Vantage Point (2008) / Thriller-Action
MPAA Rated: PG-13 for violence, disturbing images and language
Running Time: 90 min.
Cast: Dennis Quaid, Forest Whitaker, Matthew Fox, Eduardo Noriega, William Hurt, Ayelet Zurer, Edgar Ramirez, Sigourney Weaver, Said Taghmaoui, Richard T. Jones, Bruce McGill, Zoe Saldana, James LeGros, Alicia Jaziz Zapien
Director: Pete Travis
Screenplay: Barry L. Levy
Review published March 29, 2008
Set in Salamanca, Spain, Vantage Point is a gimmicky, Rashomon-like thriller that gives us several views from different people for the brief period just before and just after the shooting of the US President (Hurt, Mr. Brooks) just before he is to deliver a speech at a peace summit to the crowd there, some of them protesting angrily. Not only is the president shot, but the area is bombed while suspects flee and no one is sure just what's going on in the confusion. After we see each character's perspective, we rewind to see another, getting a little more pieces of the puzzle as to who is behind the events, and why.
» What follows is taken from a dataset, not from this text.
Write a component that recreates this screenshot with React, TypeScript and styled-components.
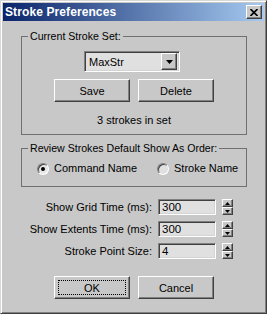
import React from "react";
import styled, { createGlobalStyle, css } from "styled-components";

const GlobalStyle = createGlobalStyle`
  html, body {
    margin: 0;
    padding: 0;
    background: #c8c8c8;
  }
  body {
    font-family: "Liberation Sans", Arial, sans-serif;
    font-size: 10.6px;
    color: #000;
  }
`;

const raised = css`
  background: #c8c8c8;
  border-top: 1px solid #fff;
  border-left: 1px solid #fff;
  border-right: 1px solid #404040;
  border-bottom: 1px solid #404040;
  box-shadow: inset -1px -1px #808080;
`;

const sunken = css`
  border-top: 1px solid #808080;
  border-left: 1px solid #808080;
  border-right: 1px solid #fff;
  border-bottom: 1px solid #fff;
  box-shadow: inset 1px 1px #404040, inset -1px -1px #d4d4d4;
`;

const Window = styled.div`
  box-sizing: border-box;
  width: 267px;
  height: 314px;
  background: #c8c8c8;
  border-top: 1px solid #d8d8d8;
  border-left: 1px solid #d8d8d8;
  border-right: 1px solid #404040;
  border-bottom: 1px solid #404040;
  box-shadow: inset 1px 1px #fff, inset -1px -1px #808080;
  padding: 2px;
  display: flex;
  flex-direction: column;
`;

const TitleBar = styled.div`
  height: 18px;
  display: flex;
  align-items: center;
  justify-content: space-between;
  padding: 0 2px 0 2px;
  background: linear-gradient(to right, #0a246a, #a6caf0);
`;

const Title = styled.span`
  color: #fff;
  font-weight: bold;
  font-size: 12px;
  letter-spacing: 0.1px;
`;

const CloseButton = styled.div`
  ${raised};
  box-sizing: border-box;
  width: 16px;
  height: 14px;
  display: flex;
  align-items: center;
  justify-content: center;
`;

const Body = styled.div`
  display: flex;
  flex-direction: column;
  padding: 0 17px 0 18px;
`;

const Group = styled.fieldset<{ $top: number; $pad: string }>`
  margin: ${(p) => p.$top}px 0 0 0;
  padding: ${(p) => p.$pad};
  border: 1px solid #707070;
  min-width: 0;
`;

const Legend = styled.legend`
  margin-left: 6px;
  padding: 0 2px 0 2px;
  line-height: 13px;
`;

const ComboRow = styled.div`
  display: flex;
  padding-left: 62px;
`;

const Combo = styled.div`
  ${sunken};
  box-sizing: border-box;
  width: 96px;
  height: 21px;
  background: #e0e0e0;
  display: flex;
  align-items: center;
  justify-content: space-between;
  padding: 0 2px 0 4px;
  font-size: 11px;
`;

const ComboArrow = styled.div`
  ${raised};
  box-sizing: border-box;
  width: 16px;
  height: 17px;
  display: flex;
  align-items: center;
  justify-content: center;
`;

const ButtonRow = styled.div<{ $top: number }>`
  display: flex;
  justify-content: center;
  gap: 8px;
  margin-top: ${(p) => p.$top}px;
`;

const Button = styled.div<{ $focus?: boolean }>`
  ${raised};
  box-sizing: border-box;
  width: 76px;
  height: 23px;
  display: flex;
  align-items: center;
  justify-content: center;
  position: relative;
  font-size: 11px;
  ${(p) =>
    p.$focus &&
    css`
      &::after {
        content: "";
        position: absolute;
        inset: 3px;
        border: 1px dotted #000;
      }
    `}
`;

const Note = styled.div`
  text-align: center;
  margin-top: 12px;
  line-height: 13px;
  font-size: 11px;
`;

const RadioRow = styled.div`
  display: flex;
  align-items: center;
  padding-left: 15px;
  line-height: 13px;
  font-size: 11px;
`;

const RadioItem = styled.label<{ $width?: number }>`
  display: flex;
  align-items: center;
  gap: 5px;
  width: ${(p) => (p.$width ? `${p.$width}px` : "auto")};
`;

const RadioCircle = styled.span<{ $checked?: boolean }>`
  box-sizing: border-box;
  width: 12px;
  height: 12px;
  border-radius: 50%;
  border-top: 1px solid #808080;
  border-left: 1px solid #808080;
  border-right: 1px solid #fff;
  border-bottom: 1px solid #fff;
  box-shadow: inset 1px 1px #404040;
  background: ${(p) => (p.$checked ? "#e8e8e8" : "#e0e0e0")};
  display: flex;
  align-items: center;
  justify-content: center;
  &::after {
    content: "";
    display: ${(p) => (p.$checked ? "block" : "none")};
    width: 4px;
    height: 4px;
    border-radius: 50%;
    background: #000;
  }
`;

const Fields = styled.div`
  display: grid;
  grid-template-columns: 1fr 58px 11px;
  column-gap: 6px;
  row-gap: 6px;
  align-items: center;
  margin-top: 12px;
  padding-right: 14px;
  font-size: 11px;
`;

const FieldLabel = styled.span`
  text-align: right;
`;

const Field = styled.div`
  ${sunken};
  box-sizing: border-box;
  height: 16px;
  background: #e0e0e0;
  padding: 0 3px;
  display: flex;
  align-items: center;
  font-size: 11.5px;
`;

const Spinner = styled.div`
  display: flex;
  flex-direction: column;
  height: 16px;
`;

const SpinHalf = styled.div`
  ${raised};
  box-sizing: border-box;
  height: 8px;
  display: flex;
  align-items: center;
  justify-content: center;
`;

const Arrow = ({ down, w = 7 }: { down?: boolean; w?: number }) => {
  const h = Math.ceil(w / 2);
  return (
    <svg width={w} height={h} viewBox={`0 0 ${w} ${h}`}>
      <polygon
        points={down ? `0,0 ${w},0 ${w / 2},${h}` : `0,${h} ${w},${h} ${w / 2},0`}
        fill="#000"
      />
    </svg>
  );
};

const SpinField = ({ label, value }: { label: string; value: string }) => (
  <>
    <FieldLabel>{label}</FieldLabel>
    <Field>{value}</Field>
    <Spinner>
      <SpinHalf>
        <Arrow w={5} />
      </SpinHalf>
      <SpinHalf>
        <Arrow down w={5} />
      </SpinHalf>
    </Spinner>
  </>
);

export default function App() {
  return (
    <>
      <GlobalStyle />
      <Window>
        <TitleBar>
          <Title>Stroke Preferences</Title>
          <CloseButton>
            <svg width="8" height="7" viewBox="0 0 8 7">
              <path d="M0.5 0 L7.5 7 M7.5 0 L0.5 7" stroke="#000" strokeWidth="1.6" />
            </svg>
          </CloseButton>
        </TitleBar>
        <Body>
          <Group $top={9} $pad="8px 0 7px 0">
            <Legend>Current Stroke Set:</Legend>
            <ComboRow>
              <Combo>
                <span>MaxStr</span>
                <ComboArrow>
                  <Arrow down />
                </ComboArrow>
              </Combo>
            </ComboRow>
            <ButtonRow $top={7}>
              <Button>Save</Button>
              <Button>Delete</Button>
            </ButtonRow>
            <Note>3 strokes in set</Note>
          </Group>
          <Group $top={7} $pad="7px 0 11px 0">
            <Legend>Review Strokes Default Show As Order:</Legend>
            <RadioRow>
              <RadioItem $width={120}>
                <RadioCircle $checked />
                Command Name
              </RadioItem>
              <RadioItem>
                <RadioCircle />
                Stroke Name
              </RadioItem>
            </RadioRow>
          </Group>
          <Fields>
            <SpinField label="Show Grid Time (ms):" value="300" />
            <SpinField label="Show Extents Time (ms):" value="300" />
            <SpinField label="Stroke Point Size:" value="4" />
          </Fields>
          <ButtonRow $top={17}>
            <Button $focus>OK</Button>
            <Button>Cancel</Button>
          </ButtonRow>
        </Body>
      </Window>
    </>
  );
}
How much one can enjoy Vantage Point may largely depend on the patience one has for the fact that over half of the film is essentially the same set of events played out from different perspectives. There is a certain tedium factor if you can guess where the film is going, especially when the contrivances begin to take hold (decoy presidents and characters that always seem to run into one another are just two of the most flagrant). Camera crews always seem to be focusing on things they would never do in real life, such as the secret service men or other banal developments that conveniently figure into the plot later. On the plus side, when the action takes hold, TV director Pete Travis (Omagh, Henry VIII) finds his footing as a director, as there are foot chases and car crashes that actually do manage to generate some moments of electricity.
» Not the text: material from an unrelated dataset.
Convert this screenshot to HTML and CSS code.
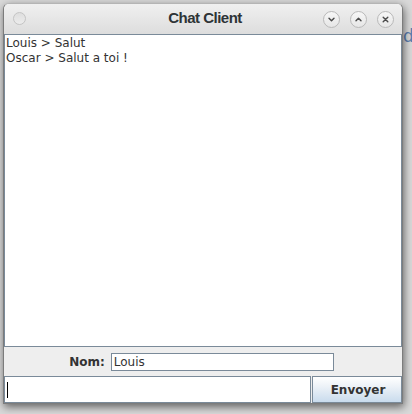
FILE: index.html
```html
<!DOCTYPE html>
<html>
<head>
<meta charset="utf-8">
<link rel="stylesheet" href="styles.css">
</head>
<body>
<div class="desk">
  <span class="bg-frag frag-d">d</span>
  <div class="window">
    <div class="titlebar">
      <span class="dot"></span>
      <span class="title">Chat Client</span>
      <div class="controls">
        <span class="ctl"><svg width="9" height="9" viewBox="0 0 9 9"><path d="M2 3.2 L4.5 5.8 L7 3.2" fill="none" stroke="#4a4a4a" stroke-width="1.4" stroke-linecap="round" stroke-linejoin="round"/></svg></span>
        <span class="ctl"><svg width="9" height="9" viewBox="0 0 9 9"><path d="M2 5.8 L4.5 3.2 L7 5.8" fill="none" stroke="#4a4a4a" stroke-width="1.4" stroke-linecap="round" stroke-linejoin="round"/></svg></span>
        <span class="ctl"><svg width="9" height="9" viewBox="0 0 9 9"><path d="M2.2 2.2 L6.8 6.8 M6.8 2.2 L2.2 6.8" fill="none" stroke="#4a4a4a" stroke-width="1.4" stroke-linecap="round"/></svg></span>
      </div>
    </div>
    <div class="content">
      <div class="log">Louis &gt; Salut<br>Oscar &gt; Salut a toi !</div>
      <div class="namerow">
        <span class="label">Nom:</span>
        <div class="field name">Louis</div>
      </div>
      <div class="sendrow">
        <div class="field msg"><span class="caret"></span></div>
        <div class="btn">Envoyer</div>
      </div>
    </div>
  </div>
</div>
</body>
</html>
```
FILE: styles.css
```css
html, body {
  margin: 0;
  padding: 0;
}
body {
  width: 412px;
  height: 414px;
  overflow: hidden;
  background: #dcdcdc;
  font-family: "DejaVu Sans", sans-serif;
}
.desk {
  position: relative;
  width: 412px;
  height: 414px;
  padding: 3px 0 0 3px;
  box-sizing: border-box;
  background: #d9d9d9;
}
.bg-frag {
  position: absolute;
  color: #5b7fb1;
  font-family: "DejaVu Sans", sans-serif;
}
.frag-d {
  left: 403px;
  top: 26px;
  font-size: 17px;
}
.window {
  position: relative;
  width: 400px;
  height: 401px;
  box-sizing: border-box;
  border: 1px solid #7c7c7c;
  border-top-color: #b5b5b5;
  border-radius: 6px 6px 0 0;
  background: #eeeeee;
  box-shadow: 1px 3px 9px rgba(0, 0, 0, 0.55);
  display: flex;
  flex-direction: column;
}
.titlebar {
  height: 30px;
  flex: none;
  display: flex;
  align-items: center;
  position: relative;
  border-radius: 5px 5px 0 0;
  background: linear-gradient(to bottom, #f0f0f0, #dddddd);
}
.dot {
  width: 11px;
  height: 11px;
  border-radius: 50%;
  border: 1px solid #c4c4c4;
  background: linear-gradient(to bottom, #dedede, #ececec);
  margin-left: 9px;
  margin-top: -2px;
}
.title {
  position: absolute;
  left: 0;
  right: 0;
  top: 5px;
  text-align: center;
  font-family: "Liberation Sans", sans-serif;
  font-weight: bold;
  font-size: 15px;
  letter-spacing: -0.5px;
  color: #2e3436;
  padding-left: 4px;
}
.controls {
  margin-left: auto;
  margin-right: 8px;
  margin-top: 1px;
  display: flex;
  gap: 10px;
}
.ctl {
  width: 15px;
  height: 15px;
  border-radius: 50%;
  border: 1px solid #b9b9b9;
  background: linear-gradient(to bottom, #f7f7f7, #e6e6e6);
  display: flex;
  align-items: center;
  justify-content: center;
  position: relative;
  z-index: 1;
}
.content {
  flex: 1;
  display: flex;
  flex-direction: column;
}
.log {
  height: 313px;
  box-sizing: border-box;
  border: 1px solid #7a8a99;
  background: #ffffff;
  color: #333333;
  font-size: 12px;
  line-height: 15px;
  padding: 1px 0 0 1px;
}
.namerow {
  height: 29px;
  flex: none;
  display: flex;
  align-items: center;
  justify-content: center;
  gap: 6px;
  padding-right: 3px;
}
.label {
  font-weight: bold;
  font-size: 12px;
  color: #333333;
}
.field {
  box-sizing: border-box;
  border: 1px solid #7a8a99;
  background: #ffffff;
  color: #333333;
  font-size: 12px;
}
.field.name {
  width: 223px;
  height: 18px;
  line-height: 16px;
  padding-left: 2px;
}
.sendrow {
  flex: 1;
  display: flex;
}
.field.msg {
  width: 307px;
  display: flex;
  align-items: center;
  padding-left: 1px;
}
.caret {
  width: 1px;
  height: 16px;
  background: #000000;
  margin-left: 1px;
}
.btn {
  flex: 1;
  box-sizing: border-box;
  border: 1px solid #7a8a99;
  margin-left: 1px;
  background: linear-gradient(to bottom, #ffffff 0%, #eef3f8 35%, #c9dbed 100%);
  display: flex;
  align-items: center;
  justify-content: center;
  font-weight: bold;
  font-size: 12px;
  color: #333333;
  padding-left: 2px;
}
```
However, the plot structure, which is the film's biggest selling point, doesn't quite hold up. The implausibility factor stacks higher and higher with each passing flashback, as the script by first-timer Barry Levy has no other point of view except to try to stay one step ahead of the audience until the finish line. Although the titillation factor might be enough for some viewers to think it passable for an action-thriller, especially those that rent it on a kick-back evening, for those who expect more out of a stellar cast, it's hard not to feel a little disappointed.
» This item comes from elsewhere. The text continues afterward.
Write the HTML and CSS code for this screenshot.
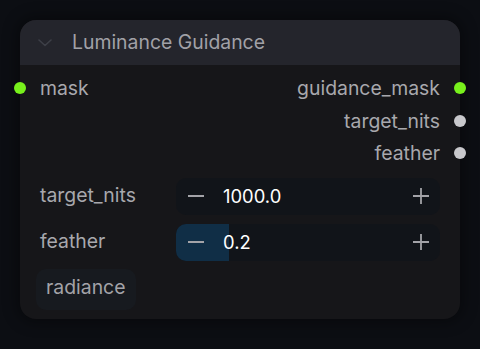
FILE: index.html
```html
<!DOCTYPE html>
<html>
<head>
<meta charset="utf-8">
<link rel="stylesheet" href="styles.css">
</head>
<body>
<div class="canvas">
  <div class="node">
    <div class="node-header">
      <svg class="chevron" width="14" height="8" viewBox="0 0 14 8"><path d="M1 1 L7 6.5 L13 1" fill="none" stroke="#3d3f47" stroke-width="1.6" stroke-linecap="round" stroke-linejoin="round"/></svg>
      <span class="title">Luminance Guidance</span>
    </div>
    <div class="node-body">
      <div class="slots">
        <div class="slot-row">
          <span class="dot dot-in green"></span>
          <span class="slot-label">mask</span>
          <span class="slot-label out">guidance_mask</span>
          <span class="dot dot-out green"></span>
        </div>
        <div class="slot-row">
          <span></span>
          <span class="slot-label out">target_nits</span>
          <span class="dot dot-out grey"></span>
        </div>
        <div class="slot-row">
          <span></span>
          <span class="slot-label out">feather</span>
          <span class="dot dot-out grey"></span>
        </div>
      </div>
      <div class="widgets">
        <div class="widget-row">
          <span class="widget-label">target_nits</span>
          <div class="number">
            <svg class="btn" width="18" height="18" viewBox="0 0 18 18"><path d="M1 9 H17" stroke="#a3a3a8" stroke-width="1.8"/></svg>
            <span class="value">1000.0</span>
            <svg class="btn plus" width="18" height="18" viewBox="0 0 18 18"><path d="M1 9 H17 M9 1 V17" stroke="#a3a3a8" stroke-width="1.8"/></svg>
          </div>
        </div>
        <div class="widget-row">
          <span class="widget-label">feather</span>
          <div class="number">
            <div class="fill" style="width:20%"></div>
            <svg class="btn" width="18" height="18" viewBox="0 0 18 18"><path d="M1 9 H17" stroke="#a3a3a8" stroke-width="1.8"/></svg>
            <span class="value">0.2</span>
            <svg class="btn plus" width="18" height="18" viewBox="0 0 18 18"><path d="M1 9 H17 M9 1 V17" stroke="#a3a3a8" stroke-width="1.8"/></svg>
          </div>
        </div>
      </div>
      <div class="chips">
        <span class="chip">radiance</span>
      </div>
    </div>
  </div>
</div>
</body>
</html>
```
FILE: styles.css
```css
* { box-sizing: border-box; }
html, body {
  margin: 0;
  padding: 0;
  background: #0c0e13;
  width: 480px;
  height: 349px;
  overflow: hidden;
  font-family: Inter, "Liberation Sans", sans-serif;
}
.canvas {
  padding: 20px;
}
.node {
  width: 440px;
  height: 299px;
  border-radius: 16px;
  background: #161619;
  box-shadow: 0 0 14px 4px rgba(0,0,0,0.35);
  position: relative;
}
.node-header {
  height: 45px;
  background: #24252c;
  border-radius: 16px 16px 0 0;
  display: flex;
  align-items: center;
  padding-left: 18px;
  gap: 20px;
}
.chevron { flex: none; }
.title {
  color: #a1a1a7;
  font-size: 19.4px;
  margin-top: -2px;
}
.node-body {
  padding: 7px 20px 0 20px;
}
.slots {
  display: flex;
  flex-direction: column;
}
.slot-row {
  height: 32.5px;
  display: flex;
  align-items: center;
  position: relative;
}
.slot-label {
  color: #a8a8ad;
  font-size: 19.4px;
}
.slot-label.out {
  margin-left: auto;
}
.dot {
  position: absolute;
  width: 12px;
  height: 12px;
  border-radius: 50%;
  top: 50%;
  margin-top: -6px;
}
.dot-in { left: -26px; }
.dot-out { right: -26px; }
.green { background: #78f01c; }
.grey { background: #c8c8cc; }
.widgets {
  margin-top: 8px;
  display: flex;
  flex-direction: column;
  gap: 9px;
}
.widget-row {
  display: flex;
  align-items: center;
  height: 37px;
}
.widget-label {
  width: 136px;
  color: #a8a8ad;
  font-size: 19.4px;
  margin-top: -2px;
}
.number {
  position: relative;
  flex: 1;
  height: 100%;
  background: #111419;
  border-radius: 10px;
  display: flex;
  align-items: center;
  padding: 0 10px 0 11px;
  overflow: hidden;
}
.fill {
  position: absolute;
  left: 0;
  top: 0;
  bottom: 0;
  background: #102e46;
}
.btn { position: relative; flex: none; }
.value {
  position: relative;
  color: #ffffff;
  font-size: 18.4px;
  margin-left: 18px;
}
.plus { margin-left: auto; }
.chips {
  margin-top: 8px;
  margin-left: -4px;
  display: flex;
}
.chip {
  background: #171a1f;
  color: #a3a3a8;
  font-size: 19.4px;
  border-radius: 10px;
  padding: 6px 10px 11px 10px;
}
```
Vantage Point, with at least one good car chase and a handful of compelling moments, is a close call in terms of a recommendation, but it really depends on what you're expectations are going in. As a political thriller, it's a bit empty, but it does deliver excitement in spurts so long as you're not analyzing it to any degree as the events play out. Unfortunately, the gimmickry just doesn't tantalize enough to cover up the glaring weaknesses, and while I can't say that the film is uninteresting, the possibilities of where the film could have gone play far better in your mind than they do on the screen.